このたびも全国から再生を願う手紙や義援金の申し出があったといいます。根元から倒れた19本のうち、再生の見込みが高かったポプラ2本は、世界的にも例を見ない1本30tある倒木を立て直すというプロジェクトを成功させました。その他の17本は伐採し、並木のポプラの枝を土に埋め込み育てている若木を植えることになりました。

▼現在の北大ポプラ並木

【動画】動画で見る現在の北大ポプラ並木

この整備により、ウッドチップが敷かれ、約80メートルを開放。長年立入禁止だった一部エリアでも、花木園を通って散策できるようになりました。

なお、このときに倒壊したポプラはさまざまな木工品として蘇りました。その代表例がチェンバロで、北大博物館に所蔵されています。それによると、北海道教育大学の教授から提案を受けたもので、かつてヨーロッパではポプラがチェンバロなど楽器の材料に使われていたものの、現代では珍しい試みだったとのことです。製作は横田ハープシコード工房に依頼し、2年の製作期間を経てお披露目されました。チェンバロにはラテン語で「ポプラこの古の大志、札幌の地に生まれ、2004年嵐によって倒れ、2006年ここに蘇る」と刻まれています。

▼北大博物館所蔵のチェンバロ

平成ポプラ並木構想

北大ポプラ並木が老朽化していることを受け、北大創基125周年記念事業の一環として、2000年10月に新しいポプラ並木の植樹が行われました。

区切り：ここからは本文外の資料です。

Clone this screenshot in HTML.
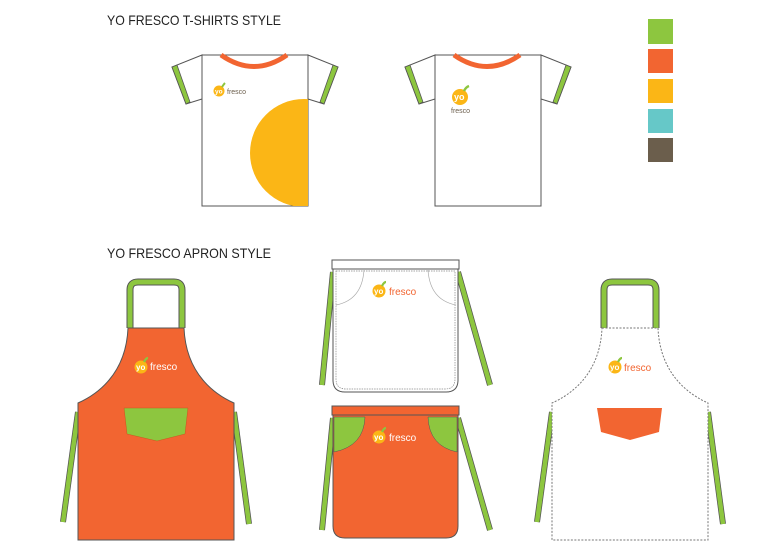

このポプラは、北大ポプラ並木の枝を挿し木にして育てたものです。

▼平成ポプラ並木

平成ポプラ並木は、北大ポプラ並木から北大第1農場を隔てて北西に約450メートル進んだところに位置しています。北大ポプラ並木が南から北に伸びていたのに対し、平成ポプラ並木は東西に伸びています。

現在では道路が広くアスファルト舗装され、全長約300メートルに及ぶ70本のポプラ並木を楽しむことができます。並木の向こうには手稲山を望むよう配慮されています。こちらはまだ、認知度も低く、ポプラ並木を目的に訪れる人もあまりいませんが(北大生は通る)、JRタワーをバックに広大な北大第1農場が広がっており、牛や羊が草をはんでいる姿を柵越しに見ることができます。その先に、北大ポプラ並木の一部を望むこともできます。

▼北大第1農場に隣接する平成ポプラ並木

▼北大ポプラ並木をバックに牛が草をはむ

【動画】動画で見る平成ポプラ並木から見る北大第1農場

北海道大学キャンパスにある2つのポプラ並木で、100年以上に渡り脈々と受け継がれるポプラ並木の歴史を感じてみてはいかがでしょうか。